Return all of the data exactly as written, without the pictures.

*Source excerpt*.
◆ ◆ ◆ ◆ ◆ ◆ ◆

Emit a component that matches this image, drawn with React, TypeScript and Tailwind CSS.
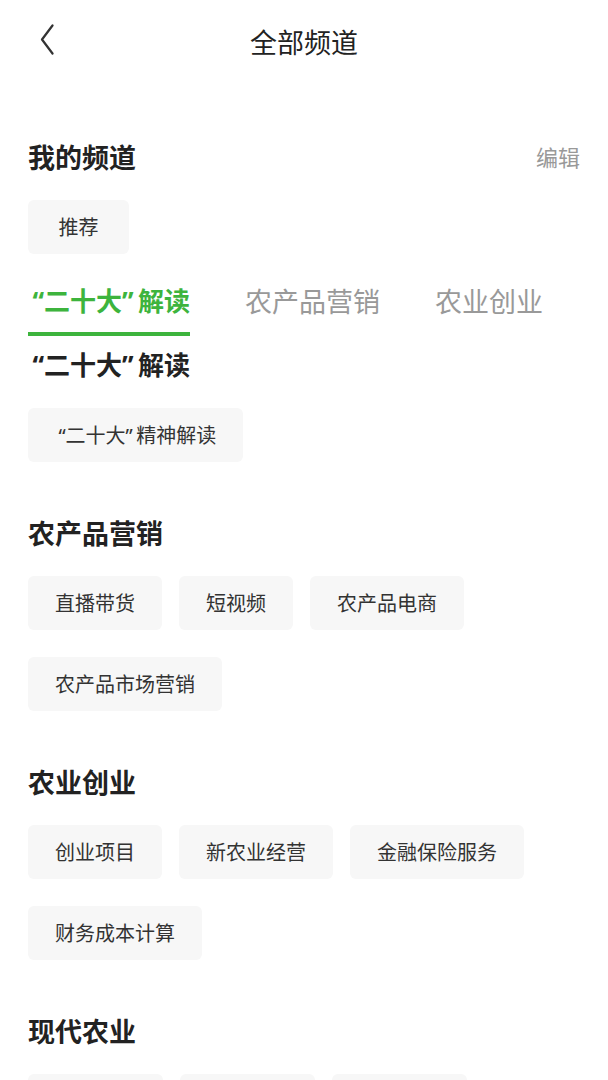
import React from "react";

const FONT = { fontFamily: '"Noto Sans CJK SC", "Noto Sans", sans-serif' };

const sections = [
  { title: "“二十大”解读", items: ["“二十大”精神解读"] },
  { title: "农产品营销", items: ["直播带货", "短视频", "农产品电商", "农产品市场营销"] },
  { title: "农业创业", items: ["创业项目", "新农业经营", "金融保险服务", "财务成本计算"] },
  { title: "现代农业", items: ["", "", ""] },
];

const tabs = ["“二十大”解读", "农产品营销", "农业创业"];

// quotes are proportional in the reference, not full-width
function Q({ text }: { text: string }) {
  const parts = text.split(/([“”])/);
  return (
    <>
      {parts.map((p, i) =>
        p === "“" ? (
          <span key={i} className="font-['Noto_Sans'] ml-[0.17em]">“</span>
        ) : p === "”" ? (
          <span key={i} className="font-['Noto_Sans'] mr-[0.17em]">”</span>
        ) : (
          <React.Fragment key={i}>{p}</React.Fragment>
        )
      )}
    </>
  );
}

function Chip({ label }: { label: string }) {
  return (
    <div className="h-[54px] min-w-[101px] px-[27px] flex items-center justify-center rounded-md bg-[#f7f7f7] text-[20px] text-[#333333] leading-none">
      {label ? <span><Q text={label} /></span> : <span className="w-[81px]" />}
    </div>
  );
}

export default function App() {
  return (
    <div className="w-[608px] h-[1080px] overflow-hidden bg-white" style={FONT}>
      <div className="relative h-[82px] flex items-center justify-center">
        <button className="absolute left-[40px] top-[24px]">
          <svg width="14" height="31" viewBox="0 0 14 31" fill="none">
            <path d="M12.5 1.5L2 15.5L12.5 29.5" stroke="#333333" strokeWidth="2.2" strokeLinecap="round" strokeLinejoin="round" />
          </svg>
        </button>
        <h1 className="text-[27px] text-[#222222] leading-none">全部频道</h1>
      </div>

      <div className="px-[28px]">
        <div className="mt-[56px] h-[36px] flex items-center justify-between">
          <h2 className="text-[27px] font-bold text-[#222222] leading-none">我的频道</h2>
          <span className="text-[22px] text-[#999999] leading-none">编辑</span>
        </div>
        <div className="mt-[26px] flex">
          <Chip label="推荐" />
        </div>

        <div className="mt-[28px] flex gap-[55px]">
          {tabs.map((t, i) => (
            <div key={t} className="flex flex-col">
              <span
                className={
                  i === 0
                    ? "h-[36px] flex items-center text-[26px] font-bold text-[#3db43d] leading-none"
                    : "h-[36px] flex items-center text-[27px] text-[#999999] leading-none"
                }
              >
                <span><Q text={t} /></span>
              </span>
              <div className={i === 0 ? "mt-[14px] h-[4px] bg-[#3db43d]" : "mt-[14px] h-[4px]"} />
            </div>
          ))}
        </div>

        {sections.map((s, idx) => (
          <div key={s.title} className={idx === 0 ? "mt-[10px]" : "mt-[52px]"}>
            <h2 className={idx === 0
              ? "h-[36px] flex items-center text-[26px] font-bold text-[#222222] leading-none"
              : "h-[36px] flex items-center text-[27px] font-bold text-[#222222] leading-none"}>
              <span><Q text={s.title} /></span>
            </h2>
            <div className="mt-[26px] flex flex-wrap gap-x-[17px] gap-y-[27px]">
              {s.items.map((it, j) => (
                <Chip key={it + j} label={it} />
              ))}
            </div>
          </div>
        ))}
      </div>
    </div>
  );
}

◆ ◆ ◆ ◆ ◆ ◆ ◆

*Answer for this exercise*.
Emit a component that matches this image, drawn with React, TypeScript and Tailwind CSS.
import React from "react";

const FONT = { fontFamily: '"Noto Sans CJK SC", "Noto Sans", sans-serif' };

const sections = [
  { title: "“二十大”解读", items: ["“二十大”精神解读"] },
  { title: "农产品营销", items: ["直播带货", "短视频", "农产品电商", "农产品市场营销"] },
  { title: "农业创业", items: ["创业项目", "新农业经营", "金融保险服务", "财务成本计算"] },
  { title: "现代农业", items: ["", "", ""] },
];

const tabs = ["“二十大”解读", "农产品营销", "农业创业"];

// quotes are proportional in the reference, not full-width
function Q({ text }: { text: string }) {
  const parts = text.split(/([“”])/);
  return (
    <>
      {parts.map((p, i) =>
        p === "“" ? (
          <span key={i} className="font-['Noto_Sans'] ml-[0.17em]">“</span>
        ) : p === "”" ? (
          <span key={i} className="font-['Noto_Sans'] mr-[0.17em]">”</span>
        ) : (
          <React.Fragment key={i}>{p}</React.Fragment>
        )
      )}
    </>
  );
}

function Chip({ label }: { label: string }) {
  return (
    <div className="h-[54px] min-w-[101px] px-[27px] flex items-center justify-center rounded-md bg-[#f7f7f7] text-[20px] text-[#333333] leading-none">
      {label ? <span><Q text={label} /></span> : <span className="w-[81px]" />}
    </div>
  );
}

export default function App() {
  return (
    <div className="w-[608px] h-[1080px] overflow-hidden bg-white" style={FONT}>
      <div className="relative h-[82px] flex items-center justify-center">
        <button className="absolute left-[40px] top-[24px]">
          <svg width="14" height="31" viewBox="0 0 14 31" fill="none">
            <path d="M12.5 1.5L2 15.5L12.5 29.5" stroke="#333333" strokeWidth="2.2" strokeLinecap="round" strokeLinejoin="round" />
          </svg>
        </button>
        <h1 className="text-[27px] text-[#222222] leading-none">全部频道</h1>
      </div>

      <div className="px-[28px]">
        <div className="mt-[56px] h-[36px] flex items-center justify-between">
          <h2 className="text-[27px] font-bold text-[#222222] leading-none">我的频道</h2>
          <span className="text-[22px] text-[#999999] leading-none">编辑</span>
        </div>
        <div className="mt-[26px] flex">
          <Chip label="推荐" />
        </div>

        <div className="mt-[28px] flex gap-[55px]">
          {tabs.map((t, i) => (
            <div key={t} className="flex flex-col">
              <span
                className={
                  i === 0
                    ? "h-[36px] flex items-center text-[26px] font-bold text-[#3db43d] leading-none"
                    : "h-[36px] flex items-center text-[27px] text-[#999999] leading-none"
                }
              >
                <span><Q text={t} /></span>
              </span>
              <div className={i === 0 ? "mt-[14px] h-[4px] bg-[#3db43d]" : "mt-[14px] h-[4px]"} />
            </div>
          ))}
        </div>

        {sections.map((s, idx) => (
          <div key={s.title} className={idx === 0 ? "mt-[10px]" : "mt-[52px]"}>
            <h2 className={idx === 0
              ? "h-[36px] flex items-center text-[26px] font-bold text-[#222222] leading-none"
              : "h-[36px] flex items-center text-[27px] font-bold text-[#222222] leading-none"}>
              <span><Q text={s.title} /></span>
            </h2>
            <div className="mt-[26px] flex flex-wrap gap-x-[17px] gap-y-[27px]">
              {s.items.map((it, j) => (
                <Chip key={it + j} label={it} />
              ))}
            </div>
          </div>
        ))}
      </div>
    </div>
  );
}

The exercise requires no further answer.